One of my favorites is not recent but I have to gush about it because it’s so romantic. Ever After: A Cinderella Story is such a gorgeous and heart-warming movie. I remember watching it when I was younger and falling in love with the fairy tale all over again. Drew Barrymore is fantastic as Cinderella and I felt her frustration at how she was treated but at the same time she had this desire to belong and be loved and to have a family with these people that hated her. Dougray Scott was such a handsome and believable prince and loved how his character grew humble throughout the movie. I would totally recommend watching it. I think I may watch it again soon.

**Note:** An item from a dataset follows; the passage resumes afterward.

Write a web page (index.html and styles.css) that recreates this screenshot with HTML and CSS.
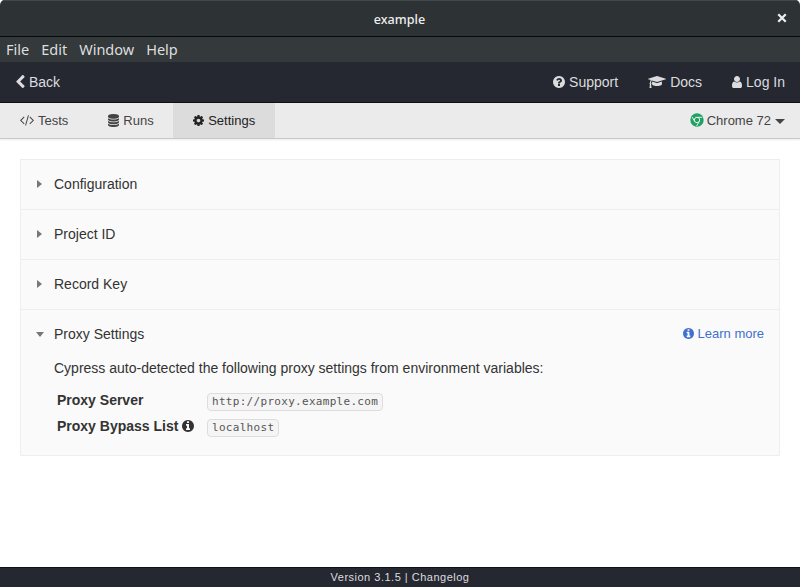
FILE: index.html
```
<!DOCTYPE html>
<html lang="en">
<head>
<meta charset="utf-8">
<title>example</title>
<link rel="stylesheet" href="styles.css">
</head>
<body>
<svg class="defs" width="0" height="0">
  <symbol id="info" viewBox="128 128 1536 1536"><path d="M1152 1376v-160q0-14-9-23t-23-9h-96v-512q0-14-9-23t-23-9h-320q-14 0-23 9t-9 23v160q0 14 9 23t23 9h96v320h-96q-14 0-23 9t-9 23v160q0 14 9 23t23 9h448q14 0 23-9t9-23zm-128-896v-160q0-14-9-23t-23-9h-192q-14 0-23 9t-9 23v160q0 14 9 23t23 9h192q14 0 23-9t9-23zm640 416q0 209-103 385.500t-279.500 279.500-385.500 103-385.500-103-279.500-279.500-103-385.500 103-385.500 279.500-279.500 385.500-103 385.500 103 279.500 279.500 103 385.500z"/></symbol>
</svg>
<div class="window">
  <header class="titlebar">
    <span class="title">example</span>
    <svg class="close" viewBox="0 0 8 8"><path d="M1 1l6 6M7 1l-6 6"/></svg>
  </header>
  <div class="menubar"><span>File</span><span>Edit</span><span>Window</span><span>Help</span></div>
  <nav class="topnav">
    <a class="item"><svg class="ic-back" viewBox="410 30 1050 1600"><path d="M1427 301l-531 531 531 531q19 19 19 45t-19 45l-166 166q-19 19-45 19t-45-19l-742-742q-19-19-19-45t19-45l742-742q19-19 45-19t45 19l166 166q19 19 19 45t-19 45z"/></svg><span>Back</span></a>
    <div class="right">
      <a class="item"><svg class="ic-help" viewBox="128 128 1536 1536"><path d="M1024 1376v-192q0-14-9-23t-23-9h-192q-14 0-23 9t-9 23v192q0 14 9 23t23 9h192q14 0 23-9t9-23zm256-672q0-88-55.500-163t-138.500-116-170-41q-243 0-371 213-15 24 8 42l132 100q7 6 19 6 16 0 25-12 53-68 86-92 34-24 86-24 48 0 85.500 26t37.500 59q0 38-20 61t-68 45q-63 28-115.500 86.500t-52.500 125.500v36q0 14 9 23t23 9h192q14 0 23-9t9-23q0-19 21.500-49.500t54.500-49.500q32-18 49-28.500t46-35 44.500-48 28-60.500 12.500-81zm384 192q0 209-103 385.500t-279.500 279.500-385.500 103-385.500-103-279.500-279.500-103-385.500 103-385.500 279.500-279.500 385.500-103 385.500 103 279.500 279.500 103 385.500z"/></svg><span>Support</span></a>
      <a class="item"><svg class="ic-docs" viewBox="0 128 2304 1536"><path d="M1774 836l18 316q4 69-82 128t-235 93.500-323 34.500-323-34.500-235-93.500-82-128l18-316 574 181q22 7 48 7t48-7zm530-324q0 23-22 31l-1120 352q-4 1-10 1t-10-1l-652-206q-43 34-71 111.500t-34 178.500q63 36 63 109 0 69-58 107l58 433q2 14-8 25-9 11-24 11h-192q-15 0-24-11-10-11-8-25l58-433q-58-38-58-107 0-73 65-111 11-207 98-330l-333-104q-22-8-22-31t22-31l1120-352q4-1 10-1t10 1l1120 352q22 8 22 31z"/></svg><span>Docs</span></a>
      <a class="item"><svg class="ic-user" viewBox="256 128 1280 1536"><path d="M1536 1399q0 109-62.500 187t-150.500 78h-854q-88 0-150.500-78t-62.500-187q0-85 8.500-160.500t31.500-152 58.500-131 94-89 134.500-34.500q131 128 313 128t313-128q76 0 134.500 34.500t94 89 58.500 131 31.500 152 8.500 160.500zm-256-887q0 159-112.500 271.500t-271.500 112.500-271.500-112.500-112.500-271.500 112.500-271.500 271.500-112.500 271.500 112.500 112.500 271.500z"/></svg><span>Log In</span></a>
    </div>
  </nav>
  <div class="tabs">
    <a class="tab"><svg class="ic-code" viewBox="40 256 1840 1440"><path d="M617 1399l-50 50q-10 10-23 10t-23-10l-466-466q-10-10-10-23t10-23l466-466q10-10 23-10t23 10l50 50q10 10 10 23t-10 23l-393 393 393 393q10 10 10 23t-10 23zm591-1067l-373 1291q-4 13-15.500 19.500t-23.500 2.500l-62-17q-13-4-19.500-15.500t-2.500-24.500l373-1291q4-13 15.500-19.500t23.500-2.500l62 17q13 4 19.500 15.500t2.500 24.500zm657 651l-466 466q-10 10-23 10t-23-10l-50-50q-10-10-10-23t10-23l393-393-393-393q-10-10-10-23t10-23l50-50q10-10 23-10t23 10l466 466q10 10 10 23t-10 23z"/></svg><span>Tests</span></a>
    <a class="tab runs"><svg class="ic-db" viewBox="128 0 1536 1792"><path d="M896 768q237 0 443-43t325-127v170q0 69-103 128t-280 93.500-385 34.500-385-34.500-280-93.500-103-128v-170q119 84 325 127t443 43zm0 768q237 0 443-43t325-127v170q0 69-103 128t-280 93.500-385 34.500-385-34.500-280-93.500-103-128v-170q119 84 325 127t443 43zm0-384q237 0 443-43t325-127v170q0 69-103 128t-280 93.500-385 34.500-385-34.500-280-93.500-103-128v-170q119 84 325 127t443 43zm0-1152q208 0 385 34.500t280 93.500 103 128v128q0 69-103 128t-280 93.500-385 34.500-385-34.500-280-93.500-103-128v-128q0-69 103-128t280-93.500 385-34.500z"/></svg><span>Runs</span></a>
    <a class="tab active"><svg class="ic-cog" viewBox="128 128 1536 1536"><path d="M1152 896q0-106-75-181t-181-75-181 75-75 181 75 181 181 75 181-75 75-181zm512-109v222q0 12-8 23t-20 13l-185 28q-19 54-39 91 35 50 107 138 10 12 10 25t-9 23q-27 37-99 108t-94 71q-12 0-26-9l-138-108q-44 23-91 38-16 136-29 186-7 28-36 28h-222q-14 0-24.500-8.500t-11.500-21.500l-28-184q-49-16-90-37l-141 107q-10 9-25 9-14 0-25-11-126-114-165-168-7-10-7-23 0-12 8-23 15-21 51-66.500t54-70.500q-27-50-41-99l-183-27q-13-2-21-12.500t-8-23.500v-222q0-12 8-23t19-13l186-28q14-46 39-92-40-57-107-138-10-12-10-24 0-10 9-23 26-36 98.500-107.500t94.500-71.500q13 0 26 10l138 107q44-23 91-38 16-136 29-186 7-28 36-28h222q14 0 24.500 8.500t11.500 21.500l28 184q49 16 90 37l142-107q9-9 24-9 13 0 25 10 129 119 165 170 7 8 7 22 0 12-8 23-15 21-51 66.500t-54 70.500q26 50 41 98l183 28q13 2 21 12.500t8 23.500z"/></svg><span>Settings</span></a>
    <div class="browser">
      <svg class="ic-chrome" viewBox="0 0 14 14"><circle class="disc" cx="7" cy="7" r="6.700"/><circle class="ring" cx="7" cy="7" r="2.700"/><path class="ring" d="M7 4.300h5.200M4.660 8.350L2.200 4.100M9.340 8.350L6.600 13"/></svg>
      <span>Chrome 72</span><i class="caret"></i>
    </div>
  </div>
  <main class="content">
    <div class="panels">
      <section class="panel"><div class="head"><i class="arrow"></i><span>Configuration</span></div></section>
      <section class="panel"><div class="head"><i class="arrow"></i><span>Project ID</span></div></section>
      <section class="panel"><div class="head"><i class="arrow"></i><span>Record Key</span></div></section>
      <section class="panel open">
        <div class="head"><i class="arrow down"></i><span>Proxy Settings</span><a class="learn"><svg viewBox="0 0 12 12"><use href="#info"/></svg><span>Learn more</span></a></div>
        <div class="body">
          <p>Cypress auto-detected the following proxy settings from environment variables:</p>
          <div class="row"><b>Proxy Server</b><code>http://proxy.example.com</code></div>
          <div class="row"><b>Proxy Bypass List <svg viewBox="0 0 12 12"><use href="#info"/></svg></b><code>localhost</code></div>
        </div>
      </section>
    </div>
  </main>
  <footer class="footer">Version 3.1.5 | Changelog</footer>
</div>
</body>
</html>
```
FILE: styles.css
```
* { box-sizing: border-box; }
body { margin: 0; background: #fff; color: #333; font: 14px/20px "Liberation Sans", Arial, sans-serif; }
svg { display: block; fill: currentColor; flex: none; }
.defs { position: absolute; }
.window { height: 587px; display: flex; flex-direction: column; border-radius: 5px 5px 0 0; overflow: hidden; }
.titlebar { height: 37px; flex: none; display: grid; grid-template-columns: 1fr auto 1fr; align-items: center; background: #2d3234; border-top: 1px solid #43494b; border-bottom: 1px solid #0a0c0c; color: #eee; padding: 1px 13px 0 12px; }
.title { grid-column: 2; padding-top: 2px; font: 500 12.6px/20px "Noto Sans", sans-serif; }
.close { width: 10px; height: 10px; justify-self: end; margin-top: -2px; stroke: #eee; stroke-width: 1.8; }
.menubar { height: 25px; flex: none; display: flex; gap: 12px; padding-left: 6px; background: #34393b; color: #dedede; font: 14.5px/25px "Noto Sans", sans-serif; }
.topnav { height: 41px; flex: none; display: flex; justify-content: space-between; padding: 0 15px 0 16px; background: #252831; border-bottom: 1px solid #0f1116; color: #dcdcdf; }
.right { display: flex; gap: 30px; }
.item { display: flex; align-items: center; gap: 4px; }
.ic-back { width: 9px; height: 13px; margin-top: -1px; }
.ic-help { width: 12px; height: 12px; }
.ic-docs { width: 18px; height: 12px; }
.ic-user { width: 10px; height: 12px; }
.tabs { height: 36px; flex: none; display: flex; background: #ebebeb; border-bottom: 1px solid #c8c8c8; box-shadow: 0 1px 2px rgba(0,0,0,.08); font-size: 13px; color: #444; }
.tab { display: flex; align-items: center; gap: 4px; padding: 0 20px; }
.runs { padding: 0 19.5px 0 20px; }
.active { background: #dcdcdc; color: #222; padding: 0 20px; }
.ic-code { width: 14px; height: 11px; }
.ic-db { width: 11px; height: 13px; }
.ic-cog { width: 11px; height: 11px; }
.browser { margin-left: auto; margin-right: 15px; display: flex; align-items: center; gap: 3px; }
.ic-chrome { width: 14px; height: 14px; margin-top: -1px; }
.disc { fill: #1da362; }
.ring { fill: none; stroke: #ebebeb; stroke-width: 1; }
.caret { border: 5px solid transparent; border-top-color: #444; border-bottom: 0; margin: 1px 0 0 1px; }
.content { flex: 1; padding: 20px; }
.panels { background: #fafafa; border: 1px solid #eee; }
.panel + .panel { border-top: 1px solid #eee; }
.head { height: 49px; display: flex; align-items: center; padding: 0 15px 2px 14px; }
.arrow { width: 19px; height: 8px; flex: none; }
.arrow::before { content: ""; display: block; width: 0; margin-left: 2px; border: 4px solid transparent; border-left: 5px solid #777; border-right: 0; }
.arrow.down::before { margin: 2px 0 0 1px; border: 4px solid transparent; border-top: 5px solid #777; border-bottom: 0; }
.learn { margin-left: auto; display: flex; align-items: center; gap: 4px; color: #4270d0; font-size: 13px; }
.learn svg { width: 11px; height: 11px; }
.body { padding: 0 33px 16px; margin-top: -1px; }
.body p { margin: 0 0 9px; }
.row { height: 26px; display: flex; align-items: center; padding-left: 3px; }
.row b { width: 150px; height: 23px; display: flex; align-items: center; gap: 4px; white-space: nowrap; }
.row b svg { width: 12px; height: 12px; }
.row code { margin-top: 3px; height: 18px; padding: 0 4px; border: 1px solid #ddd; border-radius: 4px; background: #f5f5f5; color: #555; font: 11px/15px "DejaVu Sans Mono", monospace; letter-spacing: .3px; }
.footer { height: 20px; flex: none; background: #252831; border-top: 1px solid #0f1116; color: #ddd; text-align: center; font-size: 11px; line-height: 19px; letter-spacing: .5px; }
```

Abomination. Curse. Murderer. All names hurled at eighteen-year-old Seraphina Dovetail. As the seventh-born daughter to a witch, she’s the cause of her mother losing her powers and, in turn, her life.
Abandoned as a child, Sera dreams of becoming an inspector and finding her family. To do that, she must be referred into the Advanced Studies Program at the Aetherium’s Witchling Academy. Her birth order, quick temper, and tendency to set things on fire, however, have left her an outcast with failing marks…and just what Professor Nikolai Barrington is looking for.
The tall, brooding, yet exceedingly handsome young professor makes her a proposition: become his assistant and he’ll give her the referral she needs. Sera is quickly thrust into a world where witches are being kidnapped, bodies are raised from the dead, and someone is burning seventhborns alive. As Sera and Barrington grow ever closer, she’ll discover that some secrets are best left buried…and fire isn’t the only thing that makes a witch burn.
About Monica Sanz
Monica Sanz has been writing from the moment she could string together a sentence. Her stories have come a long way from mysterious portals opening in the school cafeteria, transporting classmates to distant worlds. A classic by the name Wuthering Heights is responsible for that. She’s been lost to dark romances and brooding fictional men ever since. Now she writes about grumpy professors, cursed ringmaster, tortured soul collectors, and the girls they fall in love with.
Monica’s books have received many accolades on the social writing website Wattpad. She’s accumulated over six million reads, eighty thousand votes, and fifteen thousand comments since posting her books on the website. She is also a member of the Wattpad4, a group of writers who host weekly Twitter chats on the subjects of writing and publishing.
When not lost in one of her made-up worlds, she can be found on the sunny beaches of South Florida where she resides with her husband and their three children or scouring YouTube for new bands to feed her music addiction.